Cryptographic discovery scanner: find quantum-vulnerable cryptography in your code and emit a CycloneDX CBOM.

Project description

cryptohound

A cryptographic discovery scanner for the post-quantum migration. Point it at a Python repository and it finds every use of cryptography that a future quantum computer could break, then emits a CycloneDX 1.6 CBOM (cryptographic bill of materials) and a human-readable report.

This finds problems. It does not fix them. cryptohound is the "you can't migrate what you can't see" step: discovery and reporting only. It does not change your code, manage keys, or perform a migration.

What it detects

Anything whose security rests on integer factorization or discrete logarithms — the families Shor's algorithm breaks:

Family Detected via
RSA cryptography, pycryptodome/PyCrypto (incl. pkcs1_15/pss), rsa, pyOpenSSL, paramiko
DSA cryptography, pycryptodome, pyOpenSSL, paramiko
ECDSA / EC cryptography, ecdsa, pycryptodome (DSS), paramiko
EdDSA (Ed25519/Ed448) cryptography, PyNaCl, paramiko
Diffie-Hellman (DH) cryptography
ECDH (incl. X25519/X448) cryptography
ElGamal pycryptodome
JWT asymmetric algs (RS*/PS*/ES*/EdDSA) PyJWT, python-jose, Authlib
Asymmetric private-key loading cryptography (load_*_private_key)

Detection works in two ways: source-code patterns (via a Semgrep rule pack) and an optional dependency-manifest scan (requirements*.txt, pyproject.toml, enabled with --include-deps) that flags known classical-crypto libraries as a second, lower-confidence signal.

Rules are fully qualified, so Semgrep's import resolution only matches genuine crypto-library calls — a local variable named rsa or a generic generate_key() method is never flagged.
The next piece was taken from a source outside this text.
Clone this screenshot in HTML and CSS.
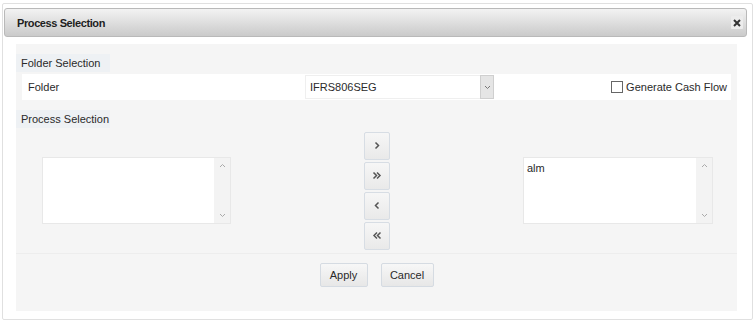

On a labeled benchmark cryptohound scores 100% precision and 100% recall, and on a corpus of 107 real repositories it produced zero false positives; see EVALUATION.md.
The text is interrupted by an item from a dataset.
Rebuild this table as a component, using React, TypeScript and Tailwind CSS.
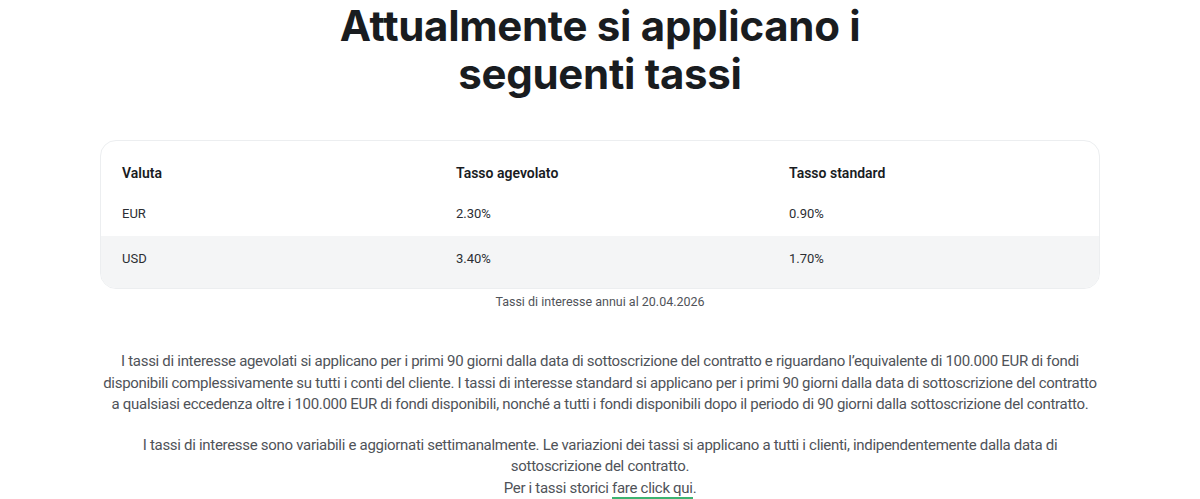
import React from "react";

type Rate = { currency: string; promo: string; standard: string };

const rates: Rate[] = [
  { currency: "EUR", promo: "2.30%", standard: "0.90%" },
  { currency: "USD", promo: "3.40%", standard: "1.70%" },
];

const cols = "grid grid-cols-[334px_333px_1fr] px-[21px]";

function RatesTable() {
  return (
    <div className="mx-[100px] mt-[42px] overflow-hidden rounded-[16px] border border-[#eceef0] bg-white">
      <div className={cols + " pt-[22px] text-[14px] leading-[20px] font-semibold text-[#191c1f]"}>
        <div>Valuta</div>
        <div>Tasso agevolato</div>
        <div>Tasso standard</div>
      </div>
      {rates.map((r, i) => (
        <div
          key={r.currency}
          className={
            cols +
            " text-[13px] leading-[20px] text-[#2b2e33] " +
            (i % 2 === 1 ? "h-[52px] bg-[#f4f5f6] pt-[13px]" : "h-[53px] pt-[21px]")
          }
        >
          <div>{r.currency}</div>
          <div>{r.promo}</div>
          <div>{r.standard}</div>
        </div>
      ))}
    </div>
  );
}

export default function App() {
  return (
    <div className="min-h-[499px] bg-white font-['Roboto',sans-serif]">
      <h1 className="mx-auto w-[600px] pt-[2px] text-center font-['Inter',sans-serif] text-[42px] font-bold leading-[48px] tracking-[-0.3px] text-[#191c1f]">
        Attualmente si applicano i seguenti tassi
      </h1>
      <RatesTable />
      <p className="mt-[3px] text-center text-[12.5px] leading-[20px] text-[#4f5359]">
        Tassi di interesse annui al 20.04.2026
      </p>
      <div className="mx-[100px] mt-[39px] text-center text-[15px] leading-[21.5px] tracking-[-0.3px] text-[#4f5359]">
        <p>
          I tassi di interesse agevolati si applicano per i primi 90 giorni dalla data di sottoscrizione del
          contratto e riguardano l’equivalente di 100.000 EUR di fondi disponibili complessivamente su tutti i
          conti del cliente. I tassi di interesse standard si applicano per i primi 90 giorni dalla data di
          sottoscrizione del contratto a qualsiasi eccedenza oltre i 100.000 EUR di fondi disponibili, nonché a
          tutti i fondi disponibili dopo il periodo di 90 giorni dalla sottoscrizione del contratto.
        </p>
        <p className="mt-[19px]">
          I tassi di interesse sono variabili e aggiornati settimanalmente. Le variazioni dei tassi si applicano a
          tutti i clienti, indipendentemente dalla data di sottoscrizione del contratto.
          <br />
          Per i tassi storici{" "}
          <a href="#" className="border-b-2 border-[#3cb371]">
            fare click qui
          </a>
          .
        </p>
      </div>
    </div>
  );
}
What it deliberately does NOT flag

To keep false positives low, quantum-resistant primitives are ignored: symmetric crypto at adequate sizes (AES-128/256) and SHA-256/384/512 hashing. JWT HS* (HMAC) algorithms are likewise not flagged.

Install

cryptohound uses Semgrep as its detection engine, which is installed as a dependency.
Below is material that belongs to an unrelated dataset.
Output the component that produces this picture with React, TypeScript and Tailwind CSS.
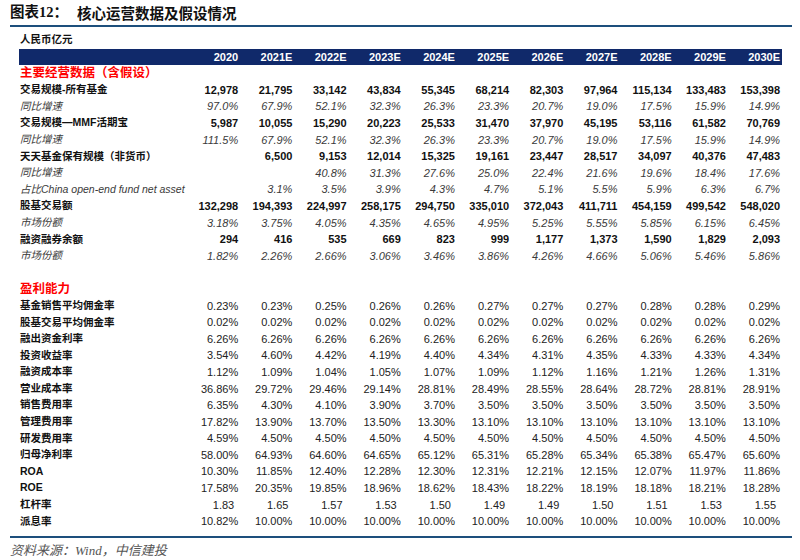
import React from 'react'

type Kind = 'bold' | 'italic' | 'plain' | 'lev'

interface Row {
  label: string
  kind: Kind
  values: string[]
}

const years = ['2020', '2021E', '2022E', '2023E', '2024E', '2025E', '2026E', '2027E', '2028E', '2029E', '2030E']

const rep = (v: string, n: number) => Array(n).fill(v)

const opsRows: Row[] = [
  { label: '交易规模-所有基金', kind: 'bold', values: ['12,978', '21,795', '33,142', '43,834', '55,345', '68,214', '82,303', '97,964', '115,134', '133,483', '153,398'] },
  { label: '同比增速', kind: 'italic', values: ['97.0%', '67.9%', '52.1%', '32.3%', '26.3%', '23.3%', '20.7%', '19.0%', '17.5%', '15.9%', '14.9%'] },
  { label: '交易规模—MMF活期宝', kind: 'bold', values: ['5,987', '10,055', '15,290', '20,223', '25,533', '31,470', '37,970', '45,195', '53,116', '61,582', '70,769'] },
  { label: '同比增速', kind: 'italic', values: ['111.5%', '67.9%', '52.1%', '32.3%', '26.3%', '23.3%', '20.7%', '19.0%', '17.5%', '15.9%', '14.9%'] },
  { label: '天天基金保有规模（非货币）', kind: 'bold', values: ['', '6,500', '9,153', '12,014', '15,325', '19,161', '23,447', '28,517', '34,097', '40,376', '47,483'] },
  { label: '同比增速', kind: 'italic', values: ['', '', '40.8%', '31.3%', '27.6%', '25.0%', '22.4%', '21.6%', '19.6%', '18.4%', '17.6%'] },
  { label: '占比China open-end fund net asset', kind: 'italic', values: ['', '3.1%', '3.5%', '3.9%', '4.3%', '4.7%', '5.1%', '5.5%', '5.9%', '6.3%', '6.7%'] },
  { label: '股基交易额', kind: 'bold', values: ['132,298', '194,393', '224,997', '258,175', '294,750', '335,010', '372,043', '411,711', '454,159', '499,542', '548,020'] },
  { label: '市场份额', kind: 'italic', values: ['3.18%', '3.75%', '4.05%', '4.35%', '4.65%', '4.95%', '5.25%', '5.55%', '5.85%', '6.15%', '6.45%'] },
  { label: '融资融券余额', kind: 'bold', values: ['294', '416', '535', '669', '823', '999', '1,177', '1,373', '1,590', '1,829', '2,093'] },
  { label: '市场份额', kind: 'italic', values: ['1.82%', '2.26%', '2.66%', '3.06%', '3.46%', '3.86%', '4.26%', '4.66%', '5.06%', '5.46%', '5.86%'] },
]

const profitRows: Row[] = [
  { label: '基金销售平均佣金率', kind: 'plain', values: ['0.23%', '0.23%', '0.25%', '0.26%', '0.26%', '0.27%', '0.27%', '0.27%', '0.28%', '0.28%', '0.29%'] },
  { label: '股基交易平均佣金率', kind: 'plain', values: rep('0.02%', 11) },
  { label: '融出资金利率', kind: 'plain', values: rep('6.26%', 11) },
  { label: '投资收益率', kind: 'plain', values: ['3.54%', '4.60%', '4.42%', '4.19%', '4.40%', '4.34%', '4.31%', '4.35%', '4.33%', '4.33%', '4.34%'] },
  { label: '融资成本率', kind: 'plain', values: ['1.12%', '1.09%', '1.04%', '1.05%', '1.07%', '1.09%', '1.12%', '1.16%', '1.21%', '1.26%', '1.31%'] },
  { label: '营业成本率', kind: 'plain', values: ['36.86%', '29.72%', '29.46%', '29.14%', '28.81%', '28.49%', '28.55%', '28.64%', '28.72%', '28.81%', '28.91%'] },
  { label: '销售费用率', kind: 'plain', values: ['6.35%', '4.30%', '4.10%', '3.90%', '3.70%', ...rep('3.50%', 6)] },
  { label: '管理费用率', kind: 'plain', values: ['17.82%', '13.90%', '13.70%', '13.50%', '13.30%', ...rep('13.10%', 6)] },
  { label: '研发费用率', kind: 'plain', values: ['4.59%', ...rep('4.50%', 10)] },
  { label: '归母净利率', kind: 'plain', values: ['58.00%', '64.93%', '64.60%', '64.65%', '65.12%', '65.31%', '65.28%', '65.34%', '65.38%', '65.47%', '65.60%'] },
  { label: 'ROA', kind: 'plain', values: ['10.30%', '11.85%', '12.40%', '12.28%', '12.30%', '12.31%', '12.21%', '12.15%', '12.07%', '11.97%', '11.86%'] },
  { label: 'ROE', kind: 'plain', values: ['17.58%', '20.35%', '19.85%', '18.96%', '18.62%', '18.43%', '18.22%', '18.19%', '18.18%', '18.21%', '18.28%'] },
  { label: '杠杆率', kind: 'lev', values: ['1.83', '1.65', '1.57', '1.53', '1.50', '1.49', '1.49', '1.50', '1.51', '1.53', '1.55'] },
  { label: '派息率', kind: 'plain', values: ['10.82%', ...rep('10.00%', 10)] },
]

const sans = "font-['Liberation_Sans','Noto_Sans_CJK_SC',sans-serif]"

const DataRow: React.FC<{ row: Row }> = ({ row }) => {
  const italic = row.kind === 'italic'
  const labelCls = italic
    ? 'italic font-normal text-[#3a3a3a] text-[10.5px]'
    : 'font-bold text-[#111] text-[10.5px]'
  const valueCls =
    row.kind === 'bold'
      ? 'font-bold text-[#111]'
      : italic
        ? 'italic text-[#3a3a3a]'
        : row.kind === 'lev'
          ? 'text-[#222] pr-[4px]'
          : 'text-[#222]'
  return (
    <div className="grid grid-cols-[165px_repeat(11,54.2px)] h-[16.6px] items-center">
      <div className={`pl-[1px] whitespace-nowrap ${labelCls}`}>{row.label}</div>
      {row.values.map((v, i) => (
        <div key={i} className={`text-right text-[11px] ${valueCls}`}>
          {v}
        </div>
      ))}
    </div>
  )
}

export default function App() {
  return (
    <div className={`w-[800px] h-[560px] bg-white overflow-hidden ${sans}`}>
      {/* title */}
      <div className="h-[25px] flex items-center pl-[10px] font-bold text-[14.5px] text-[#111]">
        <span className="font-['Liberation_Serif','Noto_Sans_CJK_SC',serif] w-[67px]">图表12：</span>
        <span className="font-['Noto_Sans_CJK_SC',sans-serif]">核心运营数据及假设情况</span>
      </div>
      <div className="ml-[10px] w-[782px] h-[2px] bg-[#1d4f7c]" />

      <div className="ml-[19px] w-[763px] pt-[5px]">
        <div className="h-[16.6px] flex items-center pl-[1px] font-bold text-[10.5px] text-[#111]">人民币亿元</div>

        <div className="grid grid-cols-[165px_repeat(11,54.2px)] h-[16.6px] items-center bg-[#10296a]">
          <div />
          {years.map((y) => (
            <div key={y} className="text-right text-[11px] font-bold text-white">
              {y}
            </div>
          ))}
        </div>

        <div className="h-[16.6px] flex items-center pl-[1px] font-bold text-[12.5px] text-[#ff0000]">
          主要经营数据（含假设）
        </div>
        {opsRows.map((r, i) => (
          <DataRow key={`o${i}`} row={r} />
        ))}

        <div className="h-[16.6px]" />
        <div className="h-[16.6px] flex items-center pl-[1px] font-bold text-[12.5px] text-[#ff0000]">盈利能力</div>
        {profitRows.map((r, i) => (
          <DataRow key={`p${i}`} row={r} />
        ))}
      </div>

      <div className="ml-[10px] mt-[6px] w-[782px] h-[2px] bg-[#1d4f7c]" />
      <div className="pl-[10px] h-[26px] flex items-center italic text-[13px] text-[#555] font-['Liberation_Serif','Noto_Sans_CJK_SC',serif]">
        资料来源：Wind，中信建投
      </div>
    </div>
  )
}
pip install cryptohound        # from a release
# or, from a clone:
pip install -e .

Requires Python 3.9+.

Usage

cryptohound path/to/repo

This writes cbom.json and report.md to the current directory and prints a ranked summary.

Found 7 quantum-vulnerable crypto asset(s):

  [    high] ECDH             keys.py:30
             key agreement is exposed to harvest-now-decrypt-later: traffic
             captured today can be decrypted retroactively; found in first-party
             source; 256-bit parameter
  [  medium] RSA              keys.py:9
             public-key encryption protects confidentiality that breaks
             retroactively; found in first-party source; 2048-bit key
  ...

Flags

Flag Description
-o, --output-dir DIR Where to write artifacts (default: current directory).
-f, --format {json,md,both} Which artifacts to emit (default: both).
--fail-on-severity {info,low,medium,high,critical} Exit non-zero if any finding is at or above this level. For CI.
--include-deps Also report known crypto libraries listed in dependency manifests. Off by default to keep false positives low.
-q, --quiet Suppress the console summary.
--version Print version.

Use in CI

- run: pip install cryptohound
- run: cryptohound . --format json --fail-on-severity high

The command exits 1 when a finding meets the threshold, failing the build.

Output

cbom.json

A valid CycloneDX 1.6 BOM. Each finding is a component of type cryptographic-asset with cryptoProperties (primitive, curve, key size) and cryptohound metadata under properties:

{
  "type": "cryptographic-asset",
  "name": "RSA-2048",
  "cryptoProperties": {
    "assetType": "algorithm",
    "algorithmProperties": { "primitive": "pke", "classicalSecurityLevel": 2048 }
  },
  "properties": [
    { "name": "cryptohound:quantum_vulnerable", "value": "true" },
    { "name": "cryptohound:quantum_reason", "value": "RSA relies on integer factorization, broken by Shor's algorithm." },
    { "name": "cryptohound:severity", "value": "medium" },
    { "name": "cryptohound:severity_reason", "value": "..." },
    { "name": "cryptohound:location", "value": "keys.py:9" }
  ]
}

report.md

Total findings, a severity-ranked table, and a short per-family "what to do next" note pointing at the relevant NIST PQC standard (ML-KEM / ML-DSA / SLH-DSA).

How severity is decided

True data-sensitivity needs human judgment, so cryptohound does not guess it. Severity is an explainable heuristic built only from signals the tool can observe, and the reasoning is always emitted alongside the level:

  • Primitive — key-agreement ranks highest (harvest-now-decrypt-later: captured traffic is decryptable retroactively), then signatures, then public-key encryption.
  • Key size — smaller classical keys are already weaker, raising urgency.
  • Detection locus — first-party source ranks above a dependency-only mention.
  • Third-party touch — usage flowing through a declared crypto dependency.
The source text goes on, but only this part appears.